NAIFA Reaffirms Stance Against Disclosure Of Commissions
Life insurance agents should not be required to disclose to consumers the commission they receive when selling a life insurance product, the largest life insurance agents trade group has determined in deciding to stick with its existing policy on this issue.
An internal committee of the trade group, the National Association of Insurance and Financial Advisors, made the decision to stick with its current policy at a meeting earlier this month, according to David Woods, CEO of NAIFA.
NAIFA reaffirmed its policy as a Senate committee and a high-level National Association of Insurance Commissioners task force both were examining whether rules and laws dealing with an agents or brokers duty to their customers should be changed.
The NAIFA committee studying the issue decided to stick to existing policy as the fallout from the investigation by New York Attorney General Eliot Spitzer into whether insurance brokerages appropriately served their customers continued to grow.
While NAIFA decided to stick with existing policy, the American Council of Life Insurers is studying the issue. ACLI President and CEO Frank Keating said that because of the pressure from multiple investigations, a task force of member-company CEOs is studying the issue. “Our general position has been in favor of disclosure and transparency,” Keating said.
“We want to do the right thing for policyholders,” Keating said. “Because the investigation by Mr. Spitzer and others is broad and deep, we want to ensure we have all the facts before we make a proposal for reform.”
Keating said the task force will disclose the new policy “within a reasonable period of time.”

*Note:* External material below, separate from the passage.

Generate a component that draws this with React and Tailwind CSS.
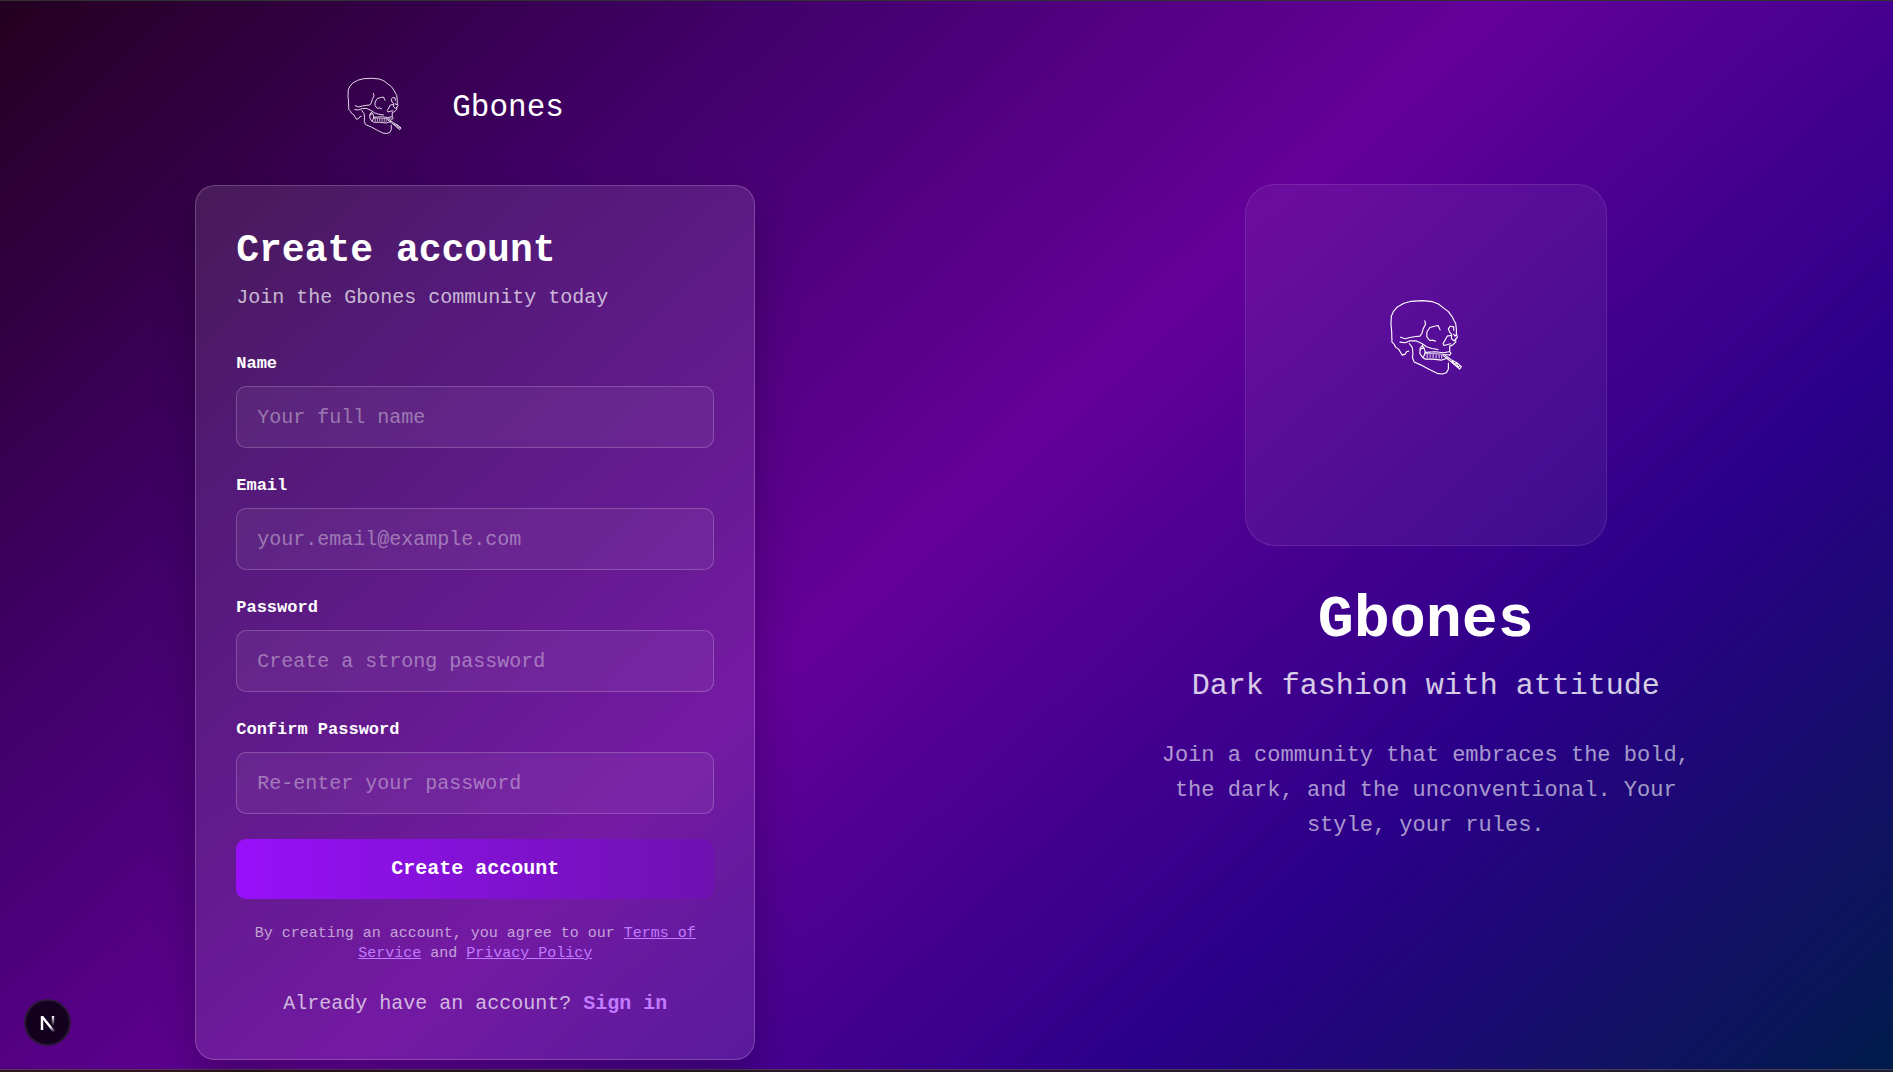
import React from "react";

const fields = [
  { id: "name", label: "Name", type: "text", placeholder: "Your full name" },
  { id: "email", label: "Email", type: "email", placeholder: "your.email@example.com" },
  { id: "password", label: "Password", type: "password", placeholder: "Create a strong password" },
  { id: "confirm", label: "Confirm Password", type: "password", placeholder: "Re-enter your password" },
];

function Skull({ className }) {
  return (
    <svg
      viewBox="60 54 218 232"
      className={className}
      fill="none"
      stroke="currentColor"
      strokeWidth="3.4"
      strokeLinecap="round"
      strokeLinejoin="round"
      aria-hidden="true"
    >
      <path d="M118 211 L112 213 L108 220 L99 223 L94 215 L88 205 L79 199 L75 191 L68 184 L67 150 L65 132 L66 106 L72 92 L84 78 L104 67 L126 61 L160 59 L190 62 L208 69 L222 80 L238 92 L249 107 L255 119 L260 128 L262 145 L262 160 L265 168 L260 176 L260 184 L250 193 L242 196 L242 212 L246 218 L241 224" />
      <path d="M167 120 L169 130 L162 144 L158 158 L152 166 L140 167 L122 170 L108 174 L94 169" />
      <path d="M92 184 L108 186 L122 180 L140 180 L158 188 L172 198 L188 203 L207 206" />
      <path d="M120 188 L129 200 L131 215 L130 232 L135 244 L158 254 L184 268 L204 278 L220 280 L232 276 L238 265 L238 247" />
      <path d="M213 147 L207 134 L196 136 L182 140 L173 154 L173 168 L182 179 L191 178 L199 181" />
      <path d="M241 153 L238 143 L244 136 L254 138 L254 148 M241 153 L248 161 L247 173 L255 180 L260 174 M263 161 L258 166 L254 160" />
      <path d="M245 164 L234 166 L228 178 L222 188 L225 194 L236 191 L244 189" />
      <path d="M160 194 L153 202 L152 218 L160 230 L168 235 L190 235 L218 238 L237 232" />
      <path d="M160 196 L166 205 L168 215 L200 213 L222 216 L241 213 M168 215 L163 229 M153 206 L164 200" />
      <path d="M168 219 L200 219 L240 222 M174 222 V231 M183 223 V230 M192 222 V231 M201 223 V232 M210 223 V232 M218 224 V232" strokeWidth="2.6" />
      <path d="M222 224 L250 246 L272 265 L277 258 L265 247 L245 236 L228 223 M250 242 L258 251 L262 247 L267 259 L273 256" />
    </svg>
  );
}

export default function App() {
  return (
    <div className="min-h-screen overflow-hidden border-t border-[#303332] bg-linear-to-r from-[#35131f] to-[#1c1f33] font-['Liberation_Mono',monospace] text-white">
      <main className="grid min-h-[1069px] w-[calc(100%+8px)] grid-cols-2 border-b border-[#4d3a55] bg-[linear-gradient(137deg,#240020_0%,#41006a_25%,#640099_49%,#2a0088_75%,#001c4b_100%)]">
        <section className="flex flex-col items-center px-10 pt-[75px]">
          <header className="flex h-[59px] w-[560px] items-center gap-[50px] pl-[151px]">
            <Skull className="h-[58px] w-[56px]" />
            <span className="pt-1 text-[31px] font-medium leading-10">Gbones</span>
          </header>

          <div className="mt-[50px] w-full max-w-[560px] rounded-[20px] border border-white/20 bg-white/10 p-10 shadow-[0_20px_40px_rgba(0,0,0,0.25)]">
            <h1 className="text-[38px] font-bold leading-[49px]">Create account</h1>
            <p className="mt-2 text-[20px] leading-[30px] text-white/70">
              Join the Gbones community today
            </p>

            <form className="mt-[38px] flex flex-col gap-[25px]" onSubmit={(e) => e.preventDefault()}>
              {fields.map((f) => (
                <div key={f.id} className="flex flex-col gap-[10px]">
                  <label htmlFor={f.id} className="text-[17px] font-bold leading-[25px]">
                    {f.label}
                  </label>
                  <input
                    id={f.id}
                    type={f.type}
                    placeholder={f.placeholder}
                    className="h-[62px] w-full rounded-[10px] border border-white/20 bg-white/5 px-5 text-[20px] text-white outline-none placeholder:text-white/40"
                  />
                </div>
              ))}
              <button
                type="submit"
                className="h-[60px] rounded-[10px] bg-linear-to-r from-[#9810fa] to-[#6e11b0] text-[20px] font-bold"
              >
                Create account
              </button>
            </form>

            <p className="mt-[25px] text-center text-[15px] leading-5 text-white/60">
              By creating an account, you agree to our{" "}
              <a href="#terms" className="text-[#c27aff] underline">Terms of Service</a> and{" "}
              <a href="#privacy" className="text-[#c27aff] underline">Privacy Policy</a>
            </p>
            <p className="mt-[25px] text-center text-[20px] leading-[30px] text-white/70">
              Already have an account?{" "}
              <a href="#signin" className="font-bold text-[#c27aff]">Sign in</a>
            </p>
          </div>
        </section>

        <section className="flex flex-col items-center px-10 pt-[183px] text-center">
          <div className="flex h-[362px] w-[362px] justify-center rounded-[30px] border border-white/10 bg-white/5 pt-[114px]">
            <Skull className="h-[77px] w-[73px]" />
          </div>
          <h2 className="mt-11 text-[60px] font-bold leading-[60px]">Gbones</h2>
          <p className="mt-4 text-[30px] leading-10 text-white/80">Dark fashion with attitude</p>
          <p className="mt-8 max-w-[560px] text-[22px] leading-[35px] text-white/60">
            Join a community that embraces the bold, the dark, and the unconventional. Your style, your rules.
          </p>
        </section>
      </main>

      <button
        type="button"
        aria-label="Open developer tools"
        className="fixed bottom-[26px] left-6 flex h-[47px] w-[47px] items-center justify-center rounded-full border-2 border-[#2b1738] bg-[#14001f]"
      >
        <svg viewBox="0 0 20 20" className="h-5 w-5" fill="none" aria-hidden="true">
          <defs>
            <linearGradient id="fadeDiagonal" x1="8" y1="8" x2="17" y2="19" gradientUnits="userSpaceOnUse">
              <stop offset="0.5" stopColor="#fff" />
              <stop offset="1" stopColor="#fff" stopOpacity="0" />
            </linearGradient>
            <linearGradient id="fadeStem" x1="0" y1="3" x2="0" y2="13" gradientUnits="userSpaceOnUse">
              <stop stopColor="#fff" />
              <stop offset="1" stopColor="#fff" stopOpacity="0" />
            </linearGradient>
          </defs>
          <path d="M4 3.5 L16 18.5" stroke="url(#fadeDiagonal)" strokeWidth="2.4" />
          <path d="M4 17 V3" stroke="#fff" strokeWidth="2.4" />
          <path d="M15 3 V13" stroke="url(#fadeStem)" strokeWidth="2.4" />
        </svg>
      </button>
    </div>
  );
}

NAIFA and the ACLI were asked about their policies against the background of a hearing on the issue that will be held Nov. 16 by a panel of the Senate Governmental Affairs Committee, plans being discussed within the House Financial Services Committee to hold a “roundtable” on the issue in January, and a meeting held recently by an Executive NAIC Task Force on Broker Activities to discuss how regulators should deal with the issue.
NAIC President Diane Koken is heading the 12-member task force created to gather the facts, coordinate state activities, and address alleged misconduct and violations of existing state laws suggested by the investigations launched in April into broker commissions by Spitzer.
One of the task forces duties, NAIC said, is to develop a model act for brokers disclosure of compensation.